E a travessa por detrás da catedral, para beber um copo ou almoçar numa esplanada ou jantar num terraço sobranceiro. 

Arequipa, uma cidade que ilustra bem o que ser "cidade" significa, uma cidade amena e convivial onde será sempre bom voltar.


(*) O "sillar" é a designação local de uma pedra vulcânica branca e porosa, correntemente utilizada na construção dos edifícios de Arequipa até ao século XIX. A nobreza do material aliada à textura da pedra banhada pelo sol dá um belo efeito.

Escrito por Vitor





Viver sobre juncos. As ilhas dos Uros, no lago Titicaca



Esta é a história contada de Cristina e Vítor Suaña, aymaras, construtores de ilhas e empresários da ilha Khantati (amanhecer em língua aymara), no conjunto das ilhas dos Uros, no lago Titicaca. O lago, a 3810 m de altitude, estende-se entre o Perú e a Bolívia, com águas misteriosas e que, nesta manhã calma, espelhavam o céu.














Há uns 10 anos, Cristina e Vitor acharam que havia demasiada gente e conflitos na ilha onde viviam, muitos dos quais devidos a diferentes atitudes face ao turismo emergente, e tomaram a decisão de construir a sua própria ilha. As ilhas são plataformas flutuantes, espessas, de camadas de totora, uma espécie de juncos. Para que as ilhas não derivem ao sabor dos ventos, amarram-se a postes de eucalipto espetados no fundo. As ilhas agrupam-se, numa espécie de malha urbana, com pequenos canais entre elas e estruturadas pelo rio central por onde se faz a grande circulação entre a cidade de Puno e o lago e as suas ilhas.

















As plataformas exigem manutenção continuada, pois a degradação do material submerso requer uma constante reposição na parte superior. Os colmos frescos são verdes, com uma secção mais ou menos arredondada, que se vai achatando à medida que secam e ficam castanhos, cor de café com leite. Quando se atraca e se dão os primeiros passos na ilha, estranha-se o fofo e caminha-se com cuidado, como se fosse preciso manter o equilíbrio.

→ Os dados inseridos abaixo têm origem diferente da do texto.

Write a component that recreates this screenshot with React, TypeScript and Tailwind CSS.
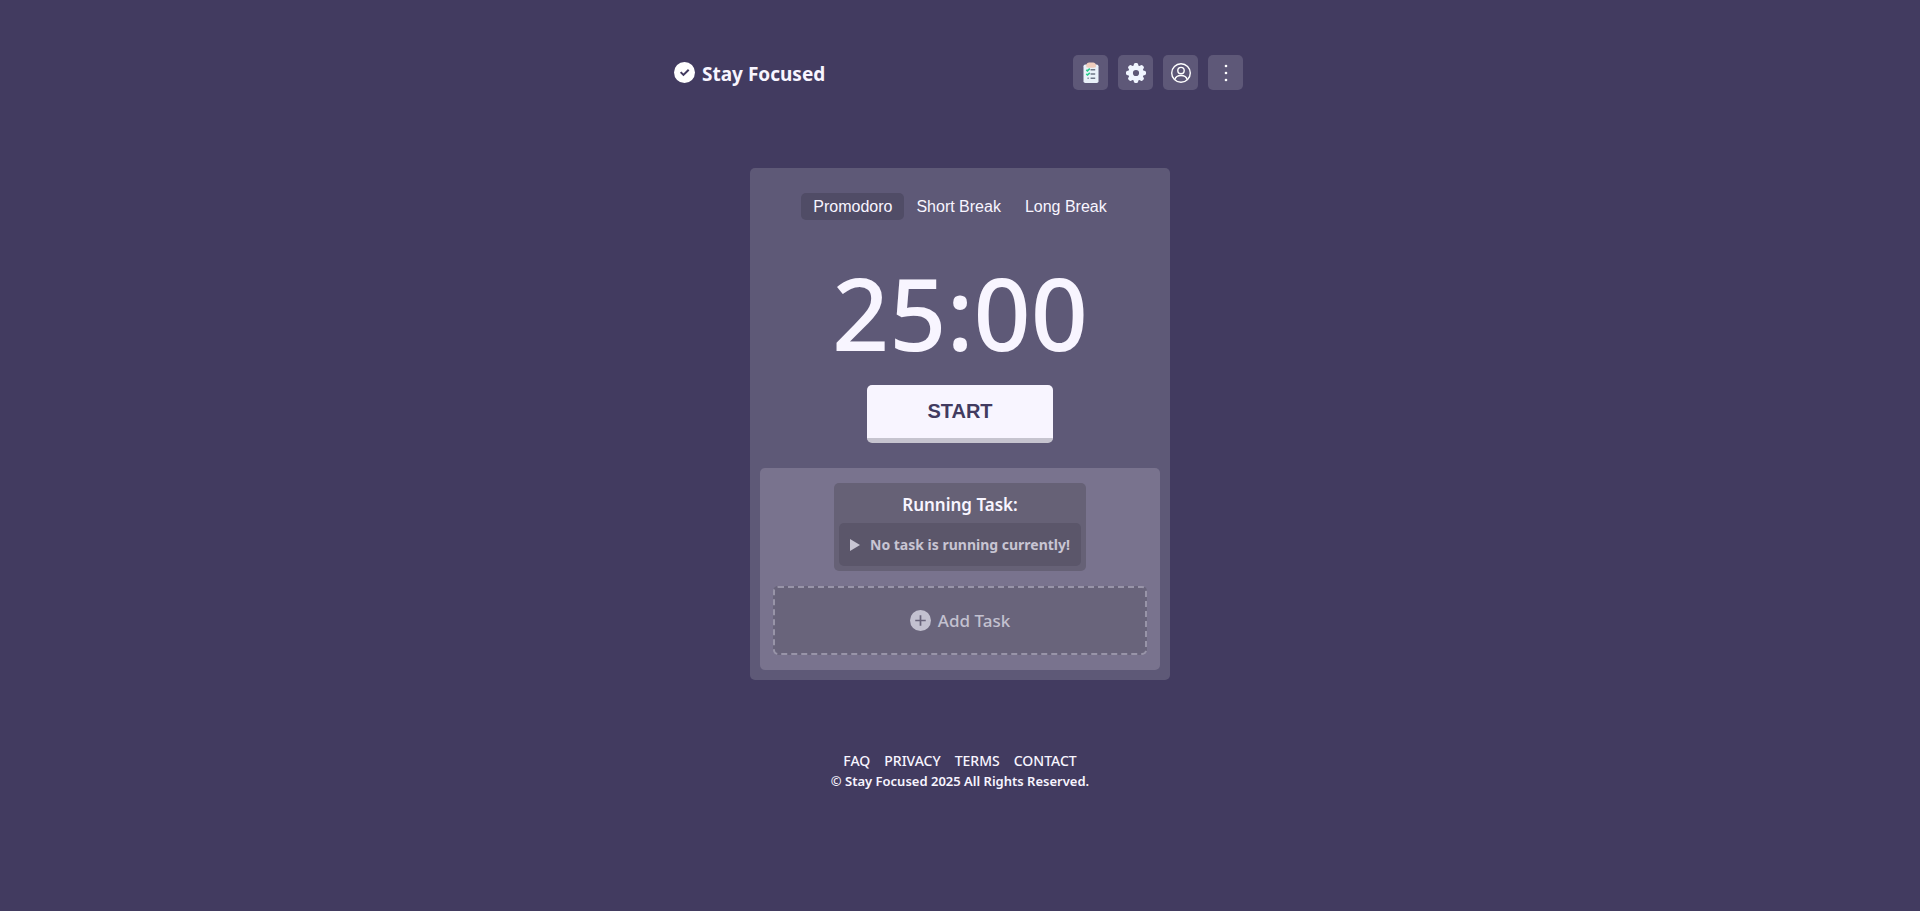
import { useState } from "react";

const modes = [
  { label: "Promodoro", time: "25:00" },
  { label: "Short Break", time: "05:00" },
  { label: "Long Break", time: "15:00" },
];

const footerLinks = ["FAQ", "PRIVACY", "TERMS", "CONTACT"];

function CheckBadge() {
  return (
    <svg viewBox="0 0 24 24" className="size-[21px]" aria-hidden="true">
      <circle cx="12" cy="12" r="12" fill="#ffffff" />
      <path d="M7.6 11.6l3.200 3.200 6-6" fill="none" stroke="#423b60" strokeWidth="2.300" />
    </svg>
  );
}

function ClipboardIcon() {
  return (
    <svg viewBox="0 0 20 22" className="h-[22px] w-5" aria-hidden="true">
      <rect x="2.5" y="2.500" width="15" height="18.5" rx="1.8" fill="#e9f1f9" />
      <path d="M5.300 5.200V3C5.300 1.800 6.600.4 8.200.4h3.900c1.600 0 2.800 1.400 2.800 2.600v2.200q-4.800 1.200-9.600 0z" fill="#f0cdbd" />
      <path d="M5.3 7.800l1.200 1.100 2.3-2.200M5.3 11.900l1.200 1.100 2.3-2.200" fill="none" stroke="#27c98b" strokeWidth="1.6" />
      <path d="M9.6 7.800h4.600M9.6 12h4.600M9.6 16.200h4.600" stroke="#6f7787" strokeWidth="1.5" />
      <path d="M6.400 16.200h1.500" stroke="#8b93a3" strokeWidth="1.5" />
    </svg>
  );
}

function GearIcon() {
  const teeth = [0, 45, 90, 135, 180, 225, 270, 315];
  return (
    <svg viewBox="0 0 20 20" className="size-5" aria-hidden="true">
      <g fill="#f0f5ff">
        {teeth.map((angle) => (
          <path
            key={angle}
            d="M6.800 4.500L8 1Q8.300 0 9.300 0h1.400q1 0 1.300 1L13.200 4.500z"
            transform={`rotate(${angle} 10 10)`}
          />
        ))}
      </g>
      <circle cx="10" cy="10" r="5.300" fill="none" stroke="#f0f5ff" strokeWidth="4.400" />
    </svg>
  );
}

function UserIcon() {
  return (
    <svg viewBox="0 0 20 20" className="size-5" fill="none" stroke="#ffffff" strokeWidth="1.4" aria-hidden="true">
      <circle cx="10" cy="10" r="9.3" />
      <circle cx="10" cy="7.6" r="3.2" />
      <path d="M3.9 16.5c.6-2.5 3-4 6.1-4s5.500 1.500 6.100 4" />
    </svg>
  );
}

function DotsIcon() {
  return (
    <svg viewBox="0 0 20 20" className="size-5" fill="#ffffff" aria-hidden="true">
      <circle cx="10" cy="3" r="1.300" />
      <circle cx="10" cy="10" r="1.300" />
      <circle cx="10" cy="17" r="1.300" />
    </svg>
  );
}

const actions = [
  { label: "Tasks", icon: <ClipboardIcon /> },
  { label: "Settings", icon: <GearIcon /> },
  { label: "Account", icon: <UserIcon /> },
  { label: "More", icon: <DotsIcon /> },
];

export default function App() {
  const [mode, setMode] = useState(0);

  return (
    <div className="flex min-h-screen flex-col items-center bg-[#423b60] font-['Noto_Sans',sans-serif] text-[#f8f5ff]">
      <header className="flex w-full max-w-[600px] items-center justify-between pt-[55px] pr-[17px] pl-[14px]">
        <a href="#" className="flex items-center gap-[7px]">
          <CheckBadge />
          <h1 className="pt-0.5 text-[19px] leading-7 font-bold">Stay Focused</h1>
        </a>
        <nav className="flex gap-[10px]">
          {actions.map((action) => (
            <button
              key={action.label}
              type="button"
              aria-label={action.label}
              className="flex size-[35px] items-center justify-center rounded-[5px] bg-[#5e5878]"
            >
              {action.icon}
            </button>
          ))}
        </nav>
      </header>

      <main className="mt-[78px] flex w-full max-w-[420px] flex-col items-center rounded-[5px] bg-[#5e5977] px-[10px] pt-[25px] pb-[10px]">
        <div className="flex font-['Liberation_Sans',Arial,sans-serif] text-base leading-[27px]">
          {modes.map((item, index) => (
            <button
              key={item.label}
              type="button"
              aria-pressed={index === mode}
              onClick={() => setMode(index)}
              className={`rounded-[5px] px-3 ${index === mode ? "bg-[#504c66]" : ""}`}
            >
              {item.label}
            </button>
          ))}
        </div>

        <div className="mt-8 text-[100px] leading-[120px] font-medium">{modes[mode].time}</div>

        <button
          type="button"
          className="mt-[13px] h-[58px] w-[186px] rounded-[5px] border-b-[5px] border-[#c6c4cf] bg-[#f8f5ff] pb-0.5 font-['Liberation_Sans',Arial,sans-serif] text-xl font-bold text-[#423b60]"
        >
          START
        </button>

        <section className="mt-[25px] flex w-full flex-col items-center rounded-[5px] bg-[#79738e] px-[13px] py-[15px]">
          <div className="w-[252px] rounded-[5px] bg-[#666176] p-[5px] text-center">
            <h2 className="pt-[5px] pb-1.5 text-[17px] leading-6 font-semibold">Running Task:</h2>
            <p className="flex h-[43px] items-center justify-center gap-[10px] rounded-[5px] bg-[#5b566a] text-sm font-bold text-[#c8c5d3]">
              <svg viewBox="0 0 10 12" className="h-3 w-[10px]" fill="#c8c5d3" aria-hidden="true">
                <path d="M0 0l10 6-10 6z" />
              </svg>
              No task is running currently!
            </p>
          </div>
          <button
            type="button"
            className="mt-[15px] flex h-[69px] w-full items-center justify-center gap-[7px] rounded-[5px] border-2 border-dashed border-[#9894a8] bg-[#69647b] text-[17px] font-medium text-[#c3c1d0]"
          >
            <svg viewBox="0 0 22 22" className="size-[21px]" aria-hidden="true">
              <circle cx="11" cy="11" r="11" fill="#c3c1d0" />
              <path d="M11 5.500v11M5.500 11h11" stroke="#69647b" strokeWidth="1.800" />
            </svg>
            Add Task
          </button>
        </section>
      </main>

      <footer className="mt-[71px] flex flex-col items-center pb-10 text-[13px] leading-5 font-semibold">
        <nav className="flex gap-[14px] text-sm font-medium">
          {footerLinks.map((link) => (
            <a key={link} href="#">
              {link}
            </a>
          ))}
        </nav>
        <p>© Stay Focused 2025 All Rights Reserved.</p>
      </footer>
    </div>
  );
}
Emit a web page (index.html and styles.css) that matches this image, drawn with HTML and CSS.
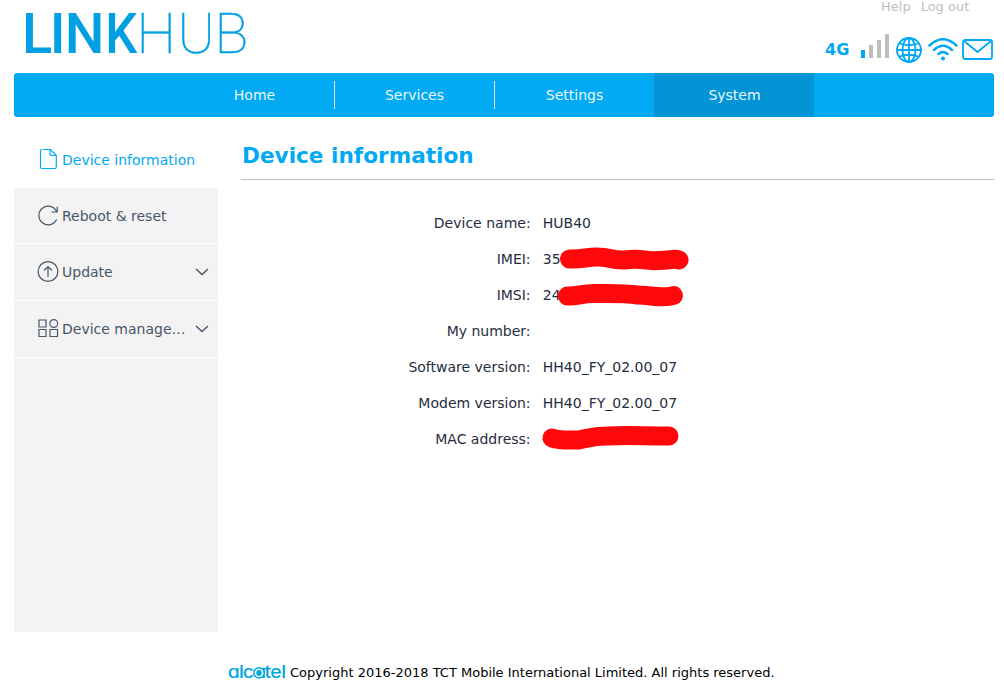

Tudo na ilha é feito de totora, as casas têm como base de suporte uma camada de totora, paredes entrançadas e telhados com esteiras, os bancos são molhos cilíndricos bem amarrados. Vivem na ilha quatro famílias, ligadas entre si, e que cooperam na gestão da empresa. 
















O Vítor levou-nos no seu barco e mostrou como se corta a totora, com uma pequena lamina amarrada na ponta de uma vara comprida. São cortadas acima da raiz flutuante, com comprimentos de perto de 2 m. Também exemplificou a pesca dos pequenos peixes originais do lago, com redes fixas esticadas, e queixou-se que as trutas que foram introduzidas se desenvolveram bem de mais e comem os outros peixes.  
















Contou como iniciaram a construção da primeira cabana para alojar turistas, ridicularizados pelos amigos - que turistas quererão dormir numa ilha? -, como de facto quase desistiram quando não vinha ninguém e, reconheceu-o, só a persistência da Cristina os manteve. Depois, veio um turista, depois outro, começou a funcionar o boca a boca e construíram mais cabanas. Instalaram casas de banho ecológicas, painéis fotovoltaicos, por enquanto sempre a investir. As reservas e toda a correspondência electrónica são tratadas por telemóvel. Mas agora ficaram famosos, a Cristina aparece no Lonely Planet!


domingo, 27 de abril de 2014

Eu não acredito em espíritos, mas ...


Circunstância: cerca das 19:00 horas do dia 14 de Abril, plena Semana Santa, Plaza de Armas de Arequipa, Perú, passeio fronteiro å catedral. Pela rua que circunda a praça avança em passo cadenciado uma procissão com os seus andores, os círios, os encapuçados na boa tradição hispânica e os fiéis segurando velas acesas que tremeluzem na noite. Eu assisto de pé na beira do passeio central, no meio da pequena multidão que acompanha o cortejo. 

De repente, um homem humilde, de  meia idade e olhar limpo, pára ao meu lado e diz-me a meia voz: "Arquiteto, se recuerda de mi ? Estuviemos juntos en la obra depués del temblor de 2001, en que reconstruímos la torre de la catedral". E apontou para a torre do lado direito, cenicamente iluminada na noite escura. Lá lhe expliquei que não sou peruano, que devia ser um equívoco. Ele olhou com ar interrogativo mas o meu sotaque deve-o ter convencido. Passado um curto instante avançou e desapareceu na multidão. O que eu não lhe disse é que sou arquitecto.